Masa-masa menjalani kehidupan asrama sewaktu SMA menjadi arena
belajar untuk ikhlas menghadapi kehilangan. Ada kleptomania yang tidak terlacak
hidup di sana dan orang-orang yang mencuri sebagai sarana balas dendam karena
pernah dicuri, saya tidak tahu pasti. Saya dan juga teman-teman yang lain
sering sekali kehilangan, mulai dari : makanan, buku, susu, uang, kaos kaki,
seragam sekolah, kemeja, sampai celana dalam. Jangan bilang kami tidak ada
usaha untuk menjaganya, segala upaya kami coba tapi tetap saja kehilangan
menjadi kondisi yang tak terelakkan. Kehilangan terakhir di sana yang masih
membekas adalah sepatu basket Nike Air Jordan XXIII dan Converse Dwayne Wade
yang saya beli dengan tabungan selama setahun. Di asrama saya belajar merelakan
segala yang hilang.
Kehilangan juga tidak pernah jauh meninggalkan kehidupan
saya selama kuliah. Berulang kali saya kehilangan flashdisk, dompet, uang, atm,
alat-alat pendakian, buku dan lain-lain. Setiap orang berpikir, saya tidak
pernah berusaha menjaga barang-barang yang saya miliki. Tidak, saya berungkali
mencoba berbagai cara untuk menjaga barang-barang tersebut. Tapi hal tersebut
tidak bisa dielakkan. Mungkin hal ini sulit dimengerti, namun saya pernah
bertemu beberapa orang yang juga sering kehilangan barang. Di situ kami membuat
suatu hipotesa bahwa ada yang berbeda dengan syaraf-syaraf yang bertanggung
jawab atas kepekaan dan kewaspadaan kami sehingga seringkali kehilangan.
Kehilangan sudah menjadi hal yang saya hadapi sedari kecil. Berpindah-pindah
kota untuk belajar di tempat yang lebih baik membuat saya harus selalu
meninggalkan keluarga, lingkungan sehari-hari, kebiasaan, sahabat dan makanan
kesukaan. Semasa lulus SD, SMP, SMA dan kuliah selalu ada rasa ngilu setiap
saya mengemas barang-barang untuk berpindah kota dan sekolah atau ketika harus
meninggalkan rumah ketika liburan usai.
Traveling membiasakan saya menghadapi perpisahan dan
kehilangan.
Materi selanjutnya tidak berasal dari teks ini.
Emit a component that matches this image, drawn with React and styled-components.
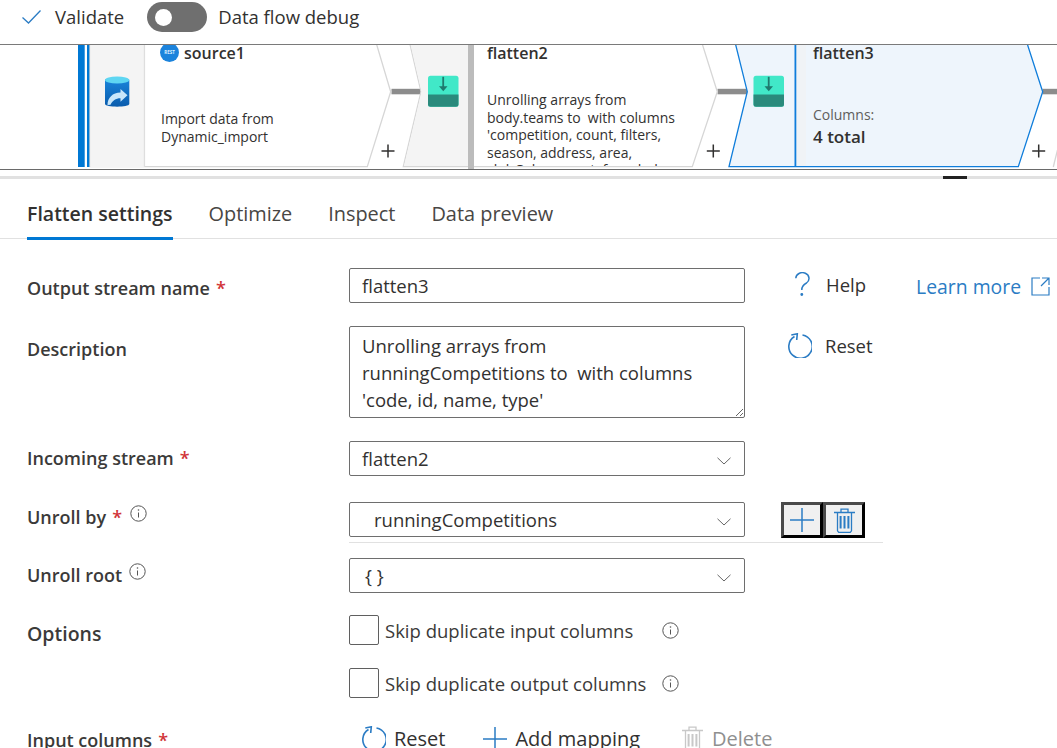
import React from "react";
import styled, { createGlobalStyle } from "styled-components";

const FONT = `"Open Sans", "Noto Sans", "Liberation Sans", sans-serif`;

const Global = createGlobalStyle`
  html, body { margin: 0; padding: 0; background: #fff; }
  body { width: 1057px; height: 748px; overflow: hidden; font-family: ${FONT}; color: #323130; }
  * { box-sizing: border-box; }
`;

const Page = styled.div`
  width: 1057px;
  height: 748px;
  overflow: hidden;
  display: flex;
  flex-direction: column;
`;

const Toolbar = styled.div`
  height: 44px;
  flex: none;
  display: flex;
  align-items: center;
  padding: 0 0 10px 22px;
  font-size: 18.5px;
`;
const ToolLabel = styled.span`
  margin-left: ${p => p.$ml}px;
  line-height: 24px;
`;
const Toggle = styled.div`
  width: 60px;
  height: 30px;
  border-radius: 15px;
  background: #6f6f6f;
  margin-left: 23px;
  display: flex;
  align-items: center;
  padding-left: 8px;
  flex: none;
`;
const Knob = styled.div`
  width: 17px;
  height: 17px;
  border-radius: 50%;
  background: #fff;
`;

const Canvas = styled.div`
  position: relative;
  height: 126px;
  flex: none;
  border-top: 1px solid #7a7a7a;
  border-bottom: 1px solid #6a6a6a;
  overflow: hidden;
  background: #fff;
`;
const CanvasArt = styled.svg`
  position: absolute;
  left: 0;
  top: -45px;
`;
const NodeText = styled.div`
  position: absolute;
  left: ${p => p.$x}px;
  top: ${p => p.$y - 45}px;
  width: ${p => p.$w || 230}px;
  font-size: ${p => p.$size || 14}px;
  line-height: ${p => p.$lh || 17.5}px;
  font-weight: ${p => p.$weight || 400};
  color: ${p => p.$color || "#323130"};
  white-space: pre;
  ${p => p.$h && `height: ${p.$h}px; overflow: hidden;`}
`;

const Splitter = styled.div`
  height: 3px;
  margin-top: 6px;
  flex: none;
  background: #e1e1e1;
  display: flex;
  justify-content: flex-end;
  padding-right: 90px;
`;
const Handle = styled.div`
  width: 24px;
  height: 3px;
  background: #222;
`;

const Tabs = styled.div`
  height: 60px;
  flex: none;
  display: flex;
  align-items: stretch;
  gap: 36px;
  padding-left: 27px;
  border-bottom: 1px solid #e1e1e1;
`;
const Tab = styled.div`
  display: flex;
  align-items: center;
  font-size: ${p => (p.$active ? 19.5 : 19.9)}px;
  padding-top: 11px;
  height: 61px;
  font-weight: ${p => (p.$active ? 600 : 400)};
  color: ${p => (p.$active ? "#323130" : "#484644")};
  border-bottom: 3px solid ${p => (p.$active ? "#0078d4" : "transparent")};
  margin-bottom: -1px;
`;

const Form = styled.div`
  display: flex;
  flex-direction: column;
`;
const Row = styled.div`
  display: grid;
  grid-template-columns: 322px 396px 1fr;
  padding-left: 27px;
  margin-top: ${p => p.$mt}px;
  align-items: start;
`;
const LabelCell = styled.div`
  display: flex;
  align-items: flex-start;
  font-size: ${p => p.$size || 18}px;
  font-weight: 600;
  line-height: 24px;
  padding-top: ${p => p.$pt ?? 8}px;
  color: #3b3a39;
  white-space: nowrap;
`;
const Star = styled.span`
  color: #d13438;
  margin-left: 6px;
`;
const InfoWrap = styled.span`
  display: inline-flex;
  margin-left: ${p => p.$ml ?? 6}px;
  margin-top: ${p => p.$mt ?? 0}px;
`;
const TextInput = styled.input`
  width: 396px;
  height: 35px;
  border: 1px solid #6e6e6e;
  border-radius: 2px;
  padding: 0 12px;
  font: 400 18.5px ${FONT};
  color: #323130;
  outline: none;
`;
const TextArea = styled.textarea`
  display: block;
  width: 396px;
  height: 92px;
  border: 1px solid #6e6e6e;
  border-radius: 2px;
  padding: 5px 12px 0;
  font: 400 18.5px/27px ${FONT};
  color: #323130;
  outline: none;
  resize: vertical;
  overflow: hidden;
`;
const Select = styled.div`
  width: 396px;
  height: 35px;
  border: 1px solid #6e6e6e;
  border-radius: 2px;
  padding: 0 13px 0 ${p => p.$indent || 12}px;
  display: flex;
  align-items: center;
  justify-content: space-between;
  font-size: 18.5px;
  & > svg { margin-top: 5px; }
`;
const Side = styled.div`
  display: flex;
  align-items: center;
  color: #323130;
  font-size: 18.5px;
  padding-top: ${p => p.$pt || 0}px;
  margin-left: ${p => p.$ml || 0}px;
`;
const HelpText = styled.span`
  margin-left: ${p => p.$ml}px;
`;
const HelpIcon = styled.svg`
  margin-left: 50px;
  flex: none;
`;
const LearnMore = styled.a`
  display: flex;
  align-items: center;
  gap: 10px;
  margin-left: 50px;
  margin-top: 5px;
  color: #2b7cc4;
  font-size: 19.4px;
  white-space: nowrap;
`;
const IconBtn = styled.button`
  width: 42px;
  height: 36px;
  border: 3px solid;
  border-color: #4a4a4a #000 #000 #4a4a4a;
  background: #f0f0f0;
  padding: 0;
  display: flex;
  align-items: center;
  justify-content: center;
`;
const Divider = styled.div`
  height: 1px;
  width: 534px;
  margin: 4px 0 0 349px;
  background: #e1e1e1;
  flex: none;
`;
const CheckCell = styled.div`
  display: flex;
  align-items: center;
  font-size: 18.5px;
  color: #3b3a39;
  white-space: nowrap;
`;
const Box = styled.div`
  width: 30px;
  height: 30px;
  border: 1px solid #5f5f5f;
  border-radius: 2px;
  margin-right: 6px;
  flex: none;
`;
const Actions = styled.div`
  display: flex;
  align-items: center;
  padding-left: 12px;
  font-size: 20px;
  white-space: nowrap;
`;
const ActionItem = styled.div`
  display: flex;
  align-items: center;
  gap: ${p => p.$gap}px;
  margin-right: ${p => p.$mr || 0}px;
  color: ${p => (p.$off ? "#8f8f8f" : "#323130")};
`;

const Info = () => (
  <svg width="17" height="17" viewBox="0 0 17 17" fill="none">
    <circle cx="8.5" cy="8.5" r="7.7" stroke="#555" />
    <path d="M8.5 7.5v5" stroke="#555" />
    <circle cx="8.5" cy="5" r=".8" fill="#555" />
  </svg>
);
const Chevron = () => (
  <svg width="14" height="8" viewBox="0 0 14 8" fill="none">
    <path d="M.5.8 7 7 13.500.8" stroke="#666" />
  </svg>
);
const ResetIcon = () => (
  <svg width="25" height="25" viewBox="-1 -1 25 25" fill="none" stroke="#2b7cc4" strokeWidth="1.600">
    <path d="M14.500 1A11.700 11.700 0 1 1 6.500 2.500" />
    <path d="M3.300 1 9.300-.2 8.700 6" />
  </svg>
);
const PlusIcon = ({ size = 24 }) => (
  <svg width={size} height={size} viewBox="0 0 24 24" stroke="#2b7cc4" strokeWidth="1.500" fill="none">
    <path d="M12 0v24M0 12h24" />
  </svg>
);
const Trash = ({ color = "#2b7cc4" }) => (
  <svg width="21" height="25" viewBox="0 0 21 25" fill="none" stroke={color} strokeWidth="1.300">
    <path d="M0 4.500h21M7 4V1.200h7V4M3.500 4.500v18.300l1.200 1.500h11.600l1.200-1.500V4.500" />
    <path d="M6.600 8v12.500M10.500 8v12.500M14.400 8v12.500" strokeWidth="2" />
  </svg>
);
const FlattenIcon = ({ x }) => (
  <g transform={`translate(${x} 75.800)`}>
    <rect width="30.500" height="31" rx="2.500" fill="#41e8c8" />
    <path d="M0 18.800h30.500V28.500a2.500 2.500 0 0 1-2.500 2.500H2.500A2.500 2.500 0 0 1 0 28.500z" fill="#2a8a7c" />
    <path d="M15.200 1v12" stroke="#1f7a6e" strokeWidth="1.800" />
    <path d="M11 10.500h8.500l-4.250 5z" fill="#1f7a6e" />
  </g>
);

const Art = () => (
  <CanvasArt width="1057" height="171" viewBox="0 0 1057 171">
    <defs>
      <linearGradient id="cyl" x1="0" y1="0" x2="0" y2="1">
        <stop offset="0" stopColor="#1a86dc" />
        <stop offset="1" stopColor="#0a5cad" />
      </linearGradient>
    </defs>
    <rect x="78" y="40" width="6.700" height="127" fill="#0078d4" />
    <rect x="87" y="40" width="3.300" height="127" fill="#0078d4" />
    {/* connectors */}
    <rect x="391.500" y="88.800" width="29.500" height="5.500" fill="#8c8c8c" />
    <rect x="717.500" y="88.800" width="29.500" height="5.500" fill="#8c8c8c" />
    <rect x="1042.500" y="88.800" width="14.500" height="5.500" fill="#8c8c8c" />
    {/* source1 */}
    <path d="M90 40H375.300L390.700 91.700 367.300 166.700H90Z" fill="#fff" stroke="#d6d6d6" strokeWidth="1.300" />
    <rect x="90.300" y="40" width="54" height="127" fill="#f4f4f4" />
    <rect x="143.800" y="40" width="1.300" height="127" fill="#dedede" />
    <path d="M105 80c0-3 24.300-3 24.300 0v24c0 3.500-24.300 3.500-24.300 0z" fill="url(#cyl)" />
    <ellipse cx="117.100" cy="80" rx="12.100" ry="3.600" fill="#5ed6f2" />
    <path d="M107.500 105c0-7 5-12.500 13-12.500V89l7 6.300-7 6.500v-3.500c-5 0-8 2.500-10 6.500z" fill="#c8e6fa" />
    <circle cx="169.500" cy="52.500" r="9.500" fill="#1b83dc" />
    <text x="169.500" y="54" textAnchor="middle" fontSize="4.500" fontWeight="700" fill="#dcefff" fontFamily="Open Sans, sans-serif">REST</text>
    {/* flatten2 */}
    <path d="M409 40H701L717.300 91.700 692.300 166.700H403.300L421 91.700Z" fill="#fff" stroke="#d6d6d6" strokeWidth="1.300" />
    <path d="M409.500 40H468V166H404L421.500 91.700Z" fill="#f4f4f4" />
    <rect x="468" y="40" width="6" height="129" fill="#bcbcbc" />
    <FlattenIcon x={428} />
    {/* flatten3 */}
    <path d="M734.500 40H1026L1042.700 91.700 1018.300 166.700H729L747.300 91.700Z" fill="#eef5fc" stroke="#0f7ddb" strokeWidth="1.300" />
    <rect x="796" y="44" width="10" height="122" fill="#f0f3f6" />
    <rect x="794.500" y="40" width="1.800" height="127" fill="#0f7ddb" />
    <FlattenIcon x={753.500} />
    <path d="M1058 148 1053.300 167" stroke="#d6d6d6" strokeWidth="1.300" fill="none" />
    {/* add buttons */}
    <path d="M388 144.500v13M381.500 151h13M713.300 144.500v13M706.800 151h13M1038.700 144.500v13M1032.200 151h13" stroke="#323130" strokeWidth="1.500" />
  </CanvasArt>
);

export default function App() {
  return (
    <Page>
      <Global />
      <Toolbar>
        <svg width="19" height="14" viewBox="0 0 19 14" fill="none">
          <path d="M.5 7.500 6.500 13 18.500.5" stroke="#2b7cc4" strokeWidth="1.300" />
        </svg>
        <ToolLabel $ml={14}>Validate</ToolLabel>
        <Toggle><Knob /></Toggle>
        <ToolLabel $ml={11}>Data flow debug</ToolLabel>
      </Toolbar>
      <Canvas>
        <Art />
        <NodeText $x={184} $y={42} $size={16} $lh={22} $weight={600}>source1</NodeText>
        <NodeText $x={161} $y={110}>{"Import data from\nDynamic_import"}</NodeText>
        <NodeText $x={487} $y={42} $size={16} $lh={22} $weight={600}>flatten2</NodeText>
        <NodeText $x={487} $y={91} $w={226} $h={75}>{"Unrolling arrays from\nbody.teams to  with columns\n'competition, count, filters,\nseason, address, area,\nclubColors, crest, founded,"}</NodeText>
        <NodeText $x={813} $y={106} $color="#605e5c">Columns:</NodeText>
        <NodeText $x={813} $y={42} $size={16} $lh={22} $weight={600}>flatten3</NodeText>
        <NodeText $x={813} $y={126} $size={17} $lh={22} $weight={600}>4 total</NodeText>
      </Canvas>
      <Splitter><Handle /></Splitter>
      <Tabs>
        <Tab $active>Flatten settings</Tab>
        <Tab>Optimize</Tab>
        <Tab>Inspect</Tab>
        <Tab>Data preview</Tab>
      </Tabs>
      <Form>
        <Row $mt={29}>
          <LabelCell>Output stream name<Star>*</Star></LabelCell>
          <TextInput defaultValue="flatten3" />
          <Side>
            <HelpIcon width="15" height="25" viewBox="0 0 15 25" fill="none" stroke="#2b7cc4" strokeWidth="1.500">
              <path d="M.8 6.300A6.600 5.800 0 1 1 11.500 11C8.500 12.500 6.800 14 6.800 18" />
              <circle cx="6.800" cy="22.500" r=".7" />
            </HelpIcon>
            <HelpText $ml={16}>Help</HelpText>
            <LearnMore>
              Learn more
              <svg width="19" height="19" viewBox="0 0 19 19" fill="none" stroke="#2b7cc4" strokeWidth="1.200">
                <path d="M9 1H1v17h17v-8M11 1h7v7M18 1l-8 8" />
              </svg>
            </LearnMore>
          </Side>
        </Row>
        <Row $mt={23}>
          <LabelCell $pt={11}>Description</LabelCell>
          <TextArea defaultValue={"Unrolling arrays from\nrunningCompetitions to  with columns\n'code, id, name, type'"} />
          <Side $pt={7} $ml={42}>
            <ResetIcon />
            <HelpText $ml={13}>Reset</HelpText>
          </Side>
        </Row>
        <Row $mt={23}>
          <LabelCell $pt={5}>Incoming stream<Star>*</Star></LabelCell>
          <Select>flatten2<Chevron /></Select>
        </Row>
        <Row $mt={26}>
          <LabelCell $pt={3}>Unroll by<Star>*</Star><InfoWrap $ml={8}><Info /></InfoWrap></LabelCell>
          <Select $indent={24}>runningCompetitions<Chevron /></Select>
          <Side $ml={36}>
            <IconBtn><PlusIcon /></IconBtn>
            <IconBtn><Trash /></IconBtn>
          </Side>
        </Row>
        <Divider />
        <Row $mt={15}>
          <LabelCell $pt={5}>Unroll root<InfoWrap $ml={7}><Info /></InfoWrap></LabelCell>
          <Select $indent={15}>{"{ }"}<Chevron /></Select>
        </Row>
        <Row $mt={22}>
          <LabelCell $pt={7} $size={19.5}>Options</LabelCell>
          <CheckCell>
            <Box />Skip duplicate input columns
            <InfoWrap $ml={29}><Info /></InfoWrap>
          </CheckCell>
        </Row>
        <Row $mt={22}>
          <span />
          <CheckCell>
            <Box />Skip duplicate output columns
            <InfoWrap $ml={16}><Info /></InfoWrap>
          </CheckCell>
        </Row>
        <Row $mt={27}>
          <LabelCell $pt={3}>Input columns<Star>*</Star></LabelCell>
          <Actions>
            <ActionItem $gap={8} $mr={38}><ResetIcon />Reset</ActionItem>
            <ActionItem $gap={8} $mr={42}><PlusIcon />Add mapping</ActionItem>
            <ActionItem $off $gap={9}><Trash color="#c8c8c8" />Delete</ActionItem>
          </Actions>
        </Row>
      </Form>
    </Page>
  );
}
Saya selalu menemukan kehangatan ketika berbagi cerita di depan api
unggun saat mendaki gunung dengan teman-teman baru. Excitement ketika bertemu
sesama pejalan di dalam kereta api dan memutuskan melakukan perjalanan bersama.
Keriangan ketika mabuk dan mengobrol siang malam selama berhari-hari ketika
menginap di rumah teman lama. Kebahagiaan ketika menampung pejalan dari penjuru
dunia di kos saya yang sempit di jogja, berbagi cerita dan pengalaman selama
perjalanan, tertawa sepanjang malam. Dalam setiap momen saya selalu menyadarkan
diri hal tersebut tidak akan berlangsung selamanya. Sampai suatu waktu kami akan
selalu harus berpisah untuk mengalami jalan dan pilihan masing-masing. Sampai
kami akan saling mengucapkan selamat tinggal dan berjalan tanpa lagi melihat ke
belakang. To say goodbye is to die a little but i used to feel it.
Sampai beberapa waktu lalu saya sempat kehilangan, terpukul
dan sedih sejadi-jadinya. Saya kehilangan seseorang yang sangat saya cintai.
Kami sudah membuat pilihan dan jalan yang benar-benar berbeda yang membuat kami
tidak mungkin lagi bisa bersama. Sampai pada suatu titik akumulasi kepedihan saya
mengamini kata-kata Paulo Coelho “No one owns anything. Anyone who has lost
something they thought was theirs forever finally comes to realize that nothing
really belongs to them. And if nothing belongs to me, then there's no point
wasting my time looking after things that aren't mine.” If you love someone,
you must be prepared to set them free.
Sejalan dengan homili di suatu misa siang hari nan gerah ketika
membahas perumpaan orang kaya masuk surga sesulit unta masuk lubang jarum. Rm.
In Nugroho menegaskan “Kemelekatan adalah sumber penderitaan” dan saya amini
selantang-lantangnya.
Amen.
kehilangan "seseorang yang sangat saya cintai" apakah sama dgn kehilangan hp, sendal, atau sepatu? tarohlah sama, mungkin krn sama-sama mewujud fisik. mungkin juga berbeda krn yg satu kehilangan scr emosi (ada emosi terkuras di sana, merasa tak ada artinya, merasa apa yg sudah dibangun jadi sia-sia, merasa.... macem-macem) satu lagi kehilangan secara penggunaan... hrsnya make sendal jadi nyeker, harusnya bs sms an jadi susah. jadi tetap tidak bisa disamakan, tetapi kemelekatan adalah sumber penderitaan ya.... itu boleh. asal jangan kita jadi mudah melepaskan dan lupa menjaga.